The film’s tagline "Evolution Becomes Revolution" sums up the premise of Rise of the Planet of the Apes. This science fiction film directed by Rupert Wyatt and written by Rick Jaffa and Amanda Silver. It is a reboot of the Planet of the Apes series. A substance, designed to help the brain repair itself, gives rise to a super-intelligent chimp who leads an ape uprising.
In 2006, screenwriter-producer Rick Jaffa was searching for a script idea. As Jaffa searched a newspaper articles clipping, one about pet chimpanzees that become troublesome to their owners and heartbroken for not adapting well to the human environment intrigued him. As Jaffa eventually realized it fit the Planet of the Apes series, he called his wife and screenwriting partner Amanda Silver to express his ideas of such a chimpanzee eventually starting the ape revolution, and then the couple started developing the character of Caesar. Jaffa and Silver then wrote a script and sold it to Fox. The script added other elements which the couple had researched, such as genetic engineering. Several tributes to specific scenes, characters, and cast and crew from the previous Apes film series were added in the script. In a 2009 interview, Wyatt said, "We've incorporated elements from Conquest of the Planet of the Apes, in terms of how the apes begin to revolt, but this is primarily a prequel to the 1968 film...Caesar is a revolutionary figure who will be talked about by his fellow apes for centuries...This is just the first step in the evolution of the apes, and there's a lot more stories to tell after this. I imagine the next film will be about the all-out war between the apes and humans." Filming began in July 2010 in Vancouver, British Columbia. Filming also happened in San Francisco, California and around Oahu, Hawaii. As the animals in film were meant to be actual apes instead of the anthropomorphic simians of the original franchise, the producers decided not to use actors in make-up or animal suits. After considering real apes, instead Weta Digital created the apes digitally in almost every case through performance capture.
The film stars James Franco, Freida Pinto, John Lithgow, Brian Cox, Tom Felton and Andy Serkis. The cast gave amazing performances. But the true praise goes to its unlikely star – Caesar, played by Andy Serkis. He gave an amazing performance that genuinely allowed the audience to see the whole movie through his eyes and understand where he comes from and what are his motivations. He made this movie, without him there would be no movie. Full stop.

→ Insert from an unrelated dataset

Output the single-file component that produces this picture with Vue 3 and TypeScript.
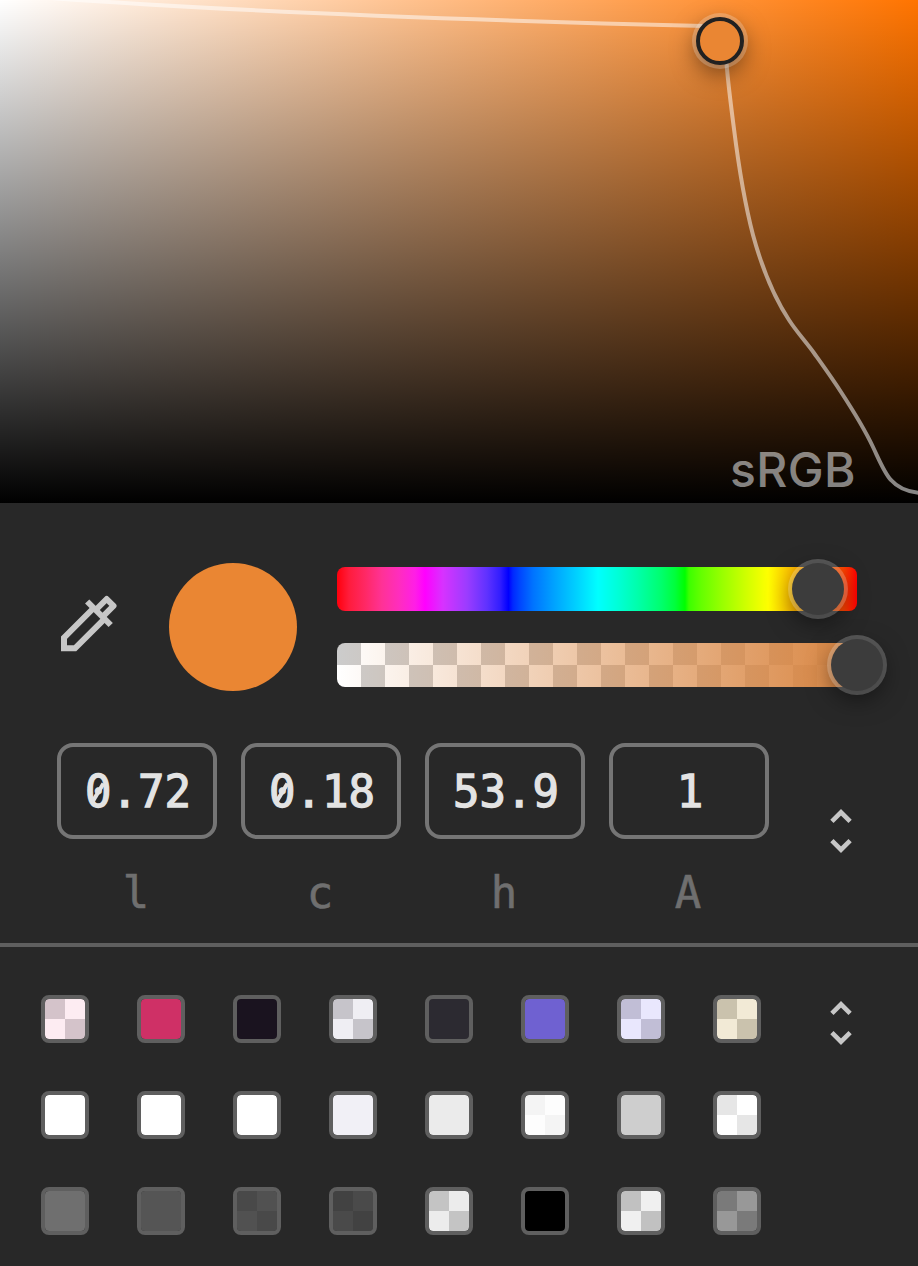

Rise of the Planet of the Apes summons up moments of great eloquence and power. It's not just the birth of Caesar we're seeing in this triumphant interpretation, it's also the dawning of the beginning of humanity’s end. Here's how any great franchise should start: with care, precision and delicately wrought atmosphere. It's a refreshing approach to the genre, even when revisiting years later, in an era inundated with science fiction movies where each tries to better the last's visual effects budget.